Tuesday, January 26, 2010

A fresh crop of docs.

Documentaries are always big at Sundance. Except when they're small.  This year's selection of documentary shorts was one of the best programs I've seen so far.  They were all good but here are a few of the highlights:

Quadrangle by director Amy Grappell. This movie is the result of a daughter interviewing her estranged parents; parents who befriended another couple in the 70s and soon found themselves swapping partners.  The split-screen dialogue was strange and a little shocking.  I expected that.  I didn't expect it to be so warm and funny.

Drunk History: Tesla and Edison by directory Jeremy Kramer. Speaking of funny, this is the most hysterical short doc I've ever seen. Here's the idea.
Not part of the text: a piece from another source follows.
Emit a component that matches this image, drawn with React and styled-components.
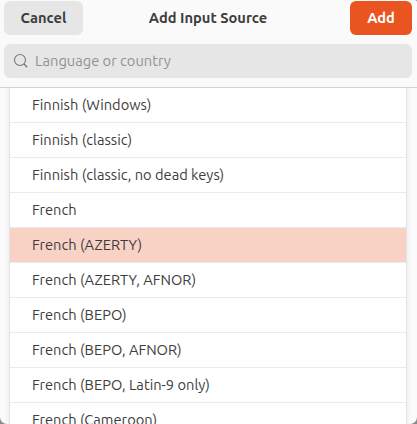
import React from "react";
import styled, { createGlobalStyle } from "styled-components";

const GlobalStyle = createGlobalStyle`
  * { box-sizing: border-box; }
  body {
    margin: 0;
    overflow: hidden;
    background: #8a8a8a;
    font-family: Ubuntu, "Noto Sans", sans-serif;
    font-size: 14.667px;
    color: #3d3d3d;
  }
`;

const Dialog = styled.main`
  display: flex;
  flex-direction: column;
  width: 417px;
  height: 424px;
  overflow: hidden;
  background: #fafafa;
  border-radius: 0 2px 7px 7px;
`;

const Header = styled.header`
  display: grid;
  grid-template-columns: 1fr auto 1fr;
  align-items: center;
  height: 36px;
  padding: 1px 5px 1px 4px;
`;

const Button = styled.button`
  width: ${(p) => (p.$primary ? "62px" : "79px")};
  height: 34px;
  padding: 0;
  border: 0;
  border-radius: 6px;
  justify-self: ${(p) => (p.$primary ? "end" : "start")};
  background: ${(p) => (p.$primary ? "#e95420" : "#e6e6e6")};
  color: ${(p) => (p.$primary ? "#fff" : "#3d3d3d")};
  font: inherit;
  font-weight: 700;
  line-height: 34px;
`;

const Title = styled.h1`
  margin: 0;
  font-size: inherit;
  font-weight: 700;
  line-height: 34px;
  white-space: nowrap;
`;

const SearchBar = styled.div`
  height: 52px;
  flex: none;
  padding: 8px 5px 0 4px;
  border-bottom: 1px solid #d2d2d2;
`;

const SearchField = styled.label`
  display: flex;
  align-items: center;
  height: 34px;
  padding-left: 9px;
  gap: 6px;
  border-radius: 6px;
  background: #e6e6e6;
  color: #929292;
  line-height: 34px;
`;

const ListArea = styled.section`
  flex: 1;
  min-height: 0;
  overflow: hidden;
  padding: 0 11px 0 10px;
`;

const List = styled.ul`
  margin: 0;
  padding: 0;
  list-style: none;
  background: #fff;
  box-shadow: 0 0 0 1px #e3e3e3, 0 0 5px 1px rgba(0, 0, 0, 0.08);
`;

const Row = styled.li`
  height: 35px;
  padding-left: 22px;
  border-bottom: 1px solid #ebebeb;
  background: ${(p) => (p.$selected ? "#f9d2c6" : "#fff")};
  line-height: 34px;
  white-space: nowrap;
`;

const sources = [
  "Finnish (Windows)",
  "Finnish (classic)",
  "Finnish (classic, no dead keys)",
  "French",
  "French (AZERTY)",
  "French (AZERTY, AFNOR)",
  "French (BEPO)",
  "French (BEPO, AFNOR)",
  "French (BEPO, Latin-9 only)",
  "French (Cameroon)",
];

export default function App() {
  return (
    <>
      <GlobalStyle />
      <Dialog>
        <Header>
          <Button>Cancel</Button>
          <Title>Add Input Source</Title>
          <Button $primary>Add</Button>
        </Header>
        <SearchBar>
          <SearchField>
            <svg width="16" height="16" viewBox="0 0 16 16" fill="none" stroke="#777" strokeWidth="1.1">
              <circle cx="7" cy="7" r="5.5" />
              <path d="M11 11l3.2 3.2" strokeWidth="1.4" />
            </svg>
            <span>Language or country</span>
          </SearchField>
        </SearchBar>
        <ListArea>
          <List>
            {sources.map((name) => (
              <Row key={name} $selected={name === "French (AZERTY)"}>
                {name}
              </Row>
            ))}
          </List>
        </ListArea>
      </Dialog>
    </>
  );
}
Take a guy, have him drink a six pack of beer and a half a bottle of absinthe, and then film him as he recounts history.  That alone was funny enough.  But the Kramer took it a step further, with bad history-channel-like reenactments featuring John C. Riley as Tesla and Crispin Glover as Edison.  Brilliant!  I've heard there are other Drunk History lessons on YouTube.  I can hardly wait to investigate.
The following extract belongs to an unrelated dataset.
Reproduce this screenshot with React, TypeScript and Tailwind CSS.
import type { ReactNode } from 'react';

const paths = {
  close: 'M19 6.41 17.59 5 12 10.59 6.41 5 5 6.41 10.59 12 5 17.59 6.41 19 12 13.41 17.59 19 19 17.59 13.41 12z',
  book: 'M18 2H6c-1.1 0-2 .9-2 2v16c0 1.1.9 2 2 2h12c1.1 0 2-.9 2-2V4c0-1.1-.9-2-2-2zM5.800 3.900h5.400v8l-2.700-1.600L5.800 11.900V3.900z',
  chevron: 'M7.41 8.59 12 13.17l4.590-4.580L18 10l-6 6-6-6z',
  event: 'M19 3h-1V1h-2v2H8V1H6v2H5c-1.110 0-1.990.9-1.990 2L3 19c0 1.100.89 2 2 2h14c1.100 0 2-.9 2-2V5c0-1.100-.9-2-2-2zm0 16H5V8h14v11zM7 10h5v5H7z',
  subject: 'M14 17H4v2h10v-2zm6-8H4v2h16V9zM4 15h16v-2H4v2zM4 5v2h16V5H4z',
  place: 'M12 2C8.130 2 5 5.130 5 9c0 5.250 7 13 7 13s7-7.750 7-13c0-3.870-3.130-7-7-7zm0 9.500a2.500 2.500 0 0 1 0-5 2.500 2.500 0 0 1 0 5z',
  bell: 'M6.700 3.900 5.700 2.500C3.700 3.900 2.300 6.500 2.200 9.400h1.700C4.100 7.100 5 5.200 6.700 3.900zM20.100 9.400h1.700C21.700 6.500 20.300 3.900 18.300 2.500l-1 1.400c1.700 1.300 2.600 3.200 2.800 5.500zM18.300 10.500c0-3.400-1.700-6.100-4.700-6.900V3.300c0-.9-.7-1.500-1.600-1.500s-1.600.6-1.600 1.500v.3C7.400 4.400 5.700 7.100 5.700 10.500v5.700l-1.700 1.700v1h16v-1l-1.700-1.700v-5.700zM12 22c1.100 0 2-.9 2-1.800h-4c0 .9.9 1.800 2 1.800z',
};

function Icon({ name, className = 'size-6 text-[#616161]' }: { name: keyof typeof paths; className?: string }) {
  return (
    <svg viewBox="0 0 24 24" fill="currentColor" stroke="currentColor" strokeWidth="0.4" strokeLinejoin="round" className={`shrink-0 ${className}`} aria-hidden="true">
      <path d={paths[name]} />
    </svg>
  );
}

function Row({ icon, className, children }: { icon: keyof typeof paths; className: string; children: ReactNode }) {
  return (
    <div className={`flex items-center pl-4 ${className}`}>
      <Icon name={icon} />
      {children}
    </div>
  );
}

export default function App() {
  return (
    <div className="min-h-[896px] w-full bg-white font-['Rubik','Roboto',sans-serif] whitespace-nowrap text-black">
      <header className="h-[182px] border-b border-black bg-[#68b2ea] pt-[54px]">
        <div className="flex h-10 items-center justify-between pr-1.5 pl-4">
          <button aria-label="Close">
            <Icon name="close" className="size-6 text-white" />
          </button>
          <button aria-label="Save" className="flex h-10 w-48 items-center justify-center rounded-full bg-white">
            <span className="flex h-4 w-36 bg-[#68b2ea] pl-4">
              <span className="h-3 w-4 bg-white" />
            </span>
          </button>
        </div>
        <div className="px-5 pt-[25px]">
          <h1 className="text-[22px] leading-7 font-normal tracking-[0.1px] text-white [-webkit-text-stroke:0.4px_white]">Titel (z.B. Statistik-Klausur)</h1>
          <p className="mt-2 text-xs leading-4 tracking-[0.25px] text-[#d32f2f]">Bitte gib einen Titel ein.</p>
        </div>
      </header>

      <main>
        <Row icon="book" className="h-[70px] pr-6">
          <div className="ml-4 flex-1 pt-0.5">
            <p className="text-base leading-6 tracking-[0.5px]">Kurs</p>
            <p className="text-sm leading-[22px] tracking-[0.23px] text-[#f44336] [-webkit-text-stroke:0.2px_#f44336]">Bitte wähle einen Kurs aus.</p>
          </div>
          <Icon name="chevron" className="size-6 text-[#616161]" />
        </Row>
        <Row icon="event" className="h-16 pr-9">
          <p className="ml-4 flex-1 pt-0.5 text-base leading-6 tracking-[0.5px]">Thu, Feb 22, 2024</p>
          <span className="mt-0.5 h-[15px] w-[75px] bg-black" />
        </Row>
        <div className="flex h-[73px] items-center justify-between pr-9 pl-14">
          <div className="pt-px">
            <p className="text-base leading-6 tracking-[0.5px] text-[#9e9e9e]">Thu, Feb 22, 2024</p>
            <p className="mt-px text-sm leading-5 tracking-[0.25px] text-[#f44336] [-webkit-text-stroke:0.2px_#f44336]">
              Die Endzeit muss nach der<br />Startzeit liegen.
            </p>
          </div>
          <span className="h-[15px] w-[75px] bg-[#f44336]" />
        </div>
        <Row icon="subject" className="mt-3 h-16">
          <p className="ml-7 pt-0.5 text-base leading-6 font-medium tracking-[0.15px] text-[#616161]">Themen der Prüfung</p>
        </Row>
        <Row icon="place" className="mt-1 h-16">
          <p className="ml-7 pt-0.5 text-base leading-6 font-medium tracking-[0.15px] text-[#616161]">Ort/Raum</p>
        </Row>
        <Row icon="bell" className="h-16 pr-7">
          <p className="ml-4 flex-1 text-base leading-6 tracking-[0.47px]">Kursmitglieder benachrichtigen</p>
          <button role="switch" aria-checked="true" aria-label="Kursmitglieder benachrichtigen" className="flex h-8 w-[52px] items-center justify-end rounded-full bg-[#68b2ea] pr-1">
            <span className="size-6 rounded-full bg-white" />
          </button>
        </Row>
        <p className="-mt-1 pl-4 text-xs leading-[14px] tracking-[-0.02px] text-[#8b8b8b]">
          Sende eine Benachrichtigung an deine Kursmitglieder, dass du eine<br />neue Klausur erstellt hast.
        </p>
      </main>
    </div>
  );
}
Notes on the Other by directory Sergio Oksman. This beautiful film brings together a host of stories with surprising lyricism.  It begins with Ernest Hemingway's first encounter at the running of the bulls where he watches from a hotel window as a man is gored.  We meet the descendant of that very man who now barricades himself in the family business near the very location where his great grandfather was gored.  From this vantage point the shopkeeper takes dramatic pictures that look back towards Hemingway's historical view.  Throw in a gaggle of Hemingway look alikes and you have a movie that weaves a wondrous thread of human life.

1 comment:

  1. I want to see Drunk History. It sounds very deep and insightful.